One-step subspace clustering based on adaptive graph regularization and correntropy induced metric

Subspace clustering is very significant and widely used in computer vision and pattern recognition. Traditional self-expressive subspace clustering methods usually separate similarity measurement and data clustering into two steps, so they fail to fully consider the interdependence between them. Moreover, since some graph parameters need to be defined in advance, it is difficult to select the optimal graph parameters, which leads to the loss of local smoothness. Furthermore, classic methods are optimal for independent and identically distributed gaussian noise but sensitive to outliers. To solve the above problems effectively, one-step subspace clustering based on adaptive graph regularization and correntropy induced metric (OSCA) is proposed in this paper. Specifically, OSCA applies subspace structured norm to measure the uncertainty of two steps of similarity measurement and data clustering, integrating these two independent steps into a unified framework.

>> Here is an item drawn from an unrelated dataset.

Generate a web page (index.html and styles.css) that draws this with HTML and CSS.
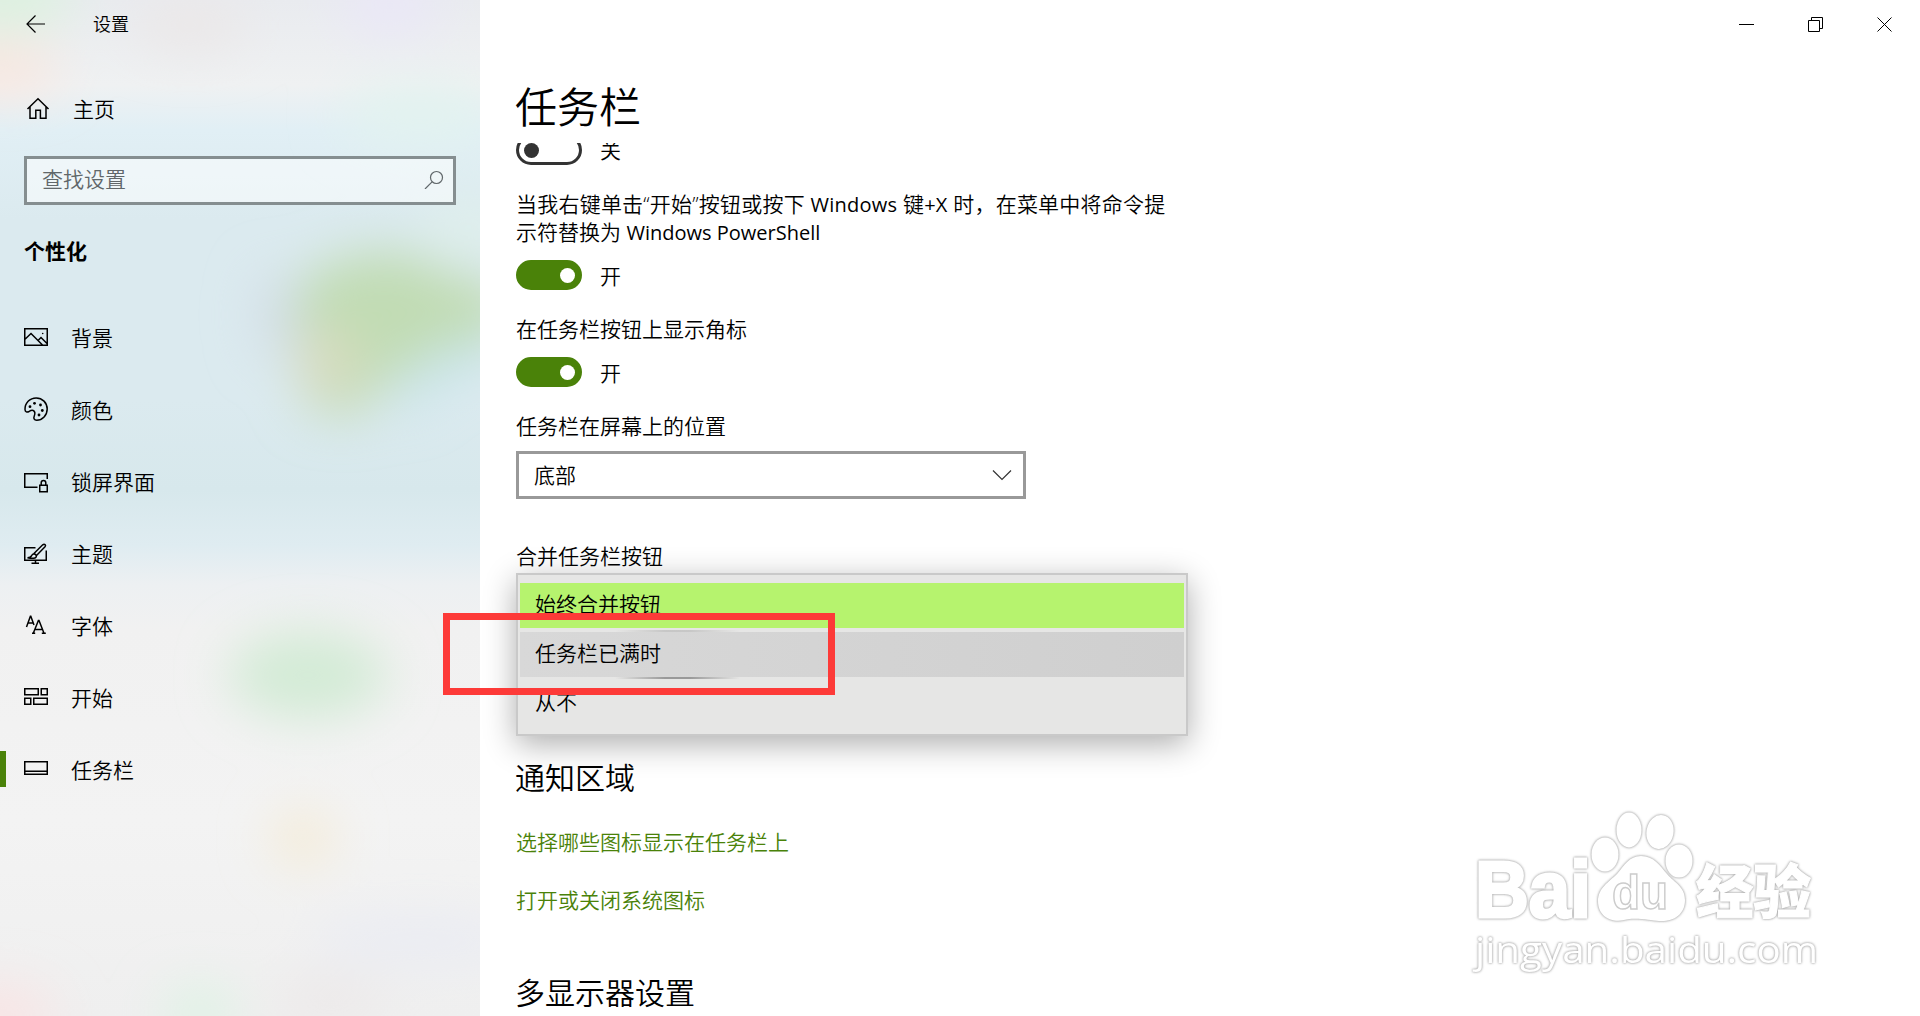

Meanwhile, according to the local connectivity of data, an adaptive optimal neighborhood is assigned to each data point to learn the coefficient matrix, so that the global structure and local structure of data can be considered. In addition, the correntropy, which is insensitive to outliers, is cleverly exploited to calculate the reconstruction error to handle complex noise better. Finally, the HQ-ADMM algorithm (an efficient interactive algorithm) is proposed to optimize the model. Experimental results on ten datasets of four types show that the proposed method can significantly improve the clustering performance.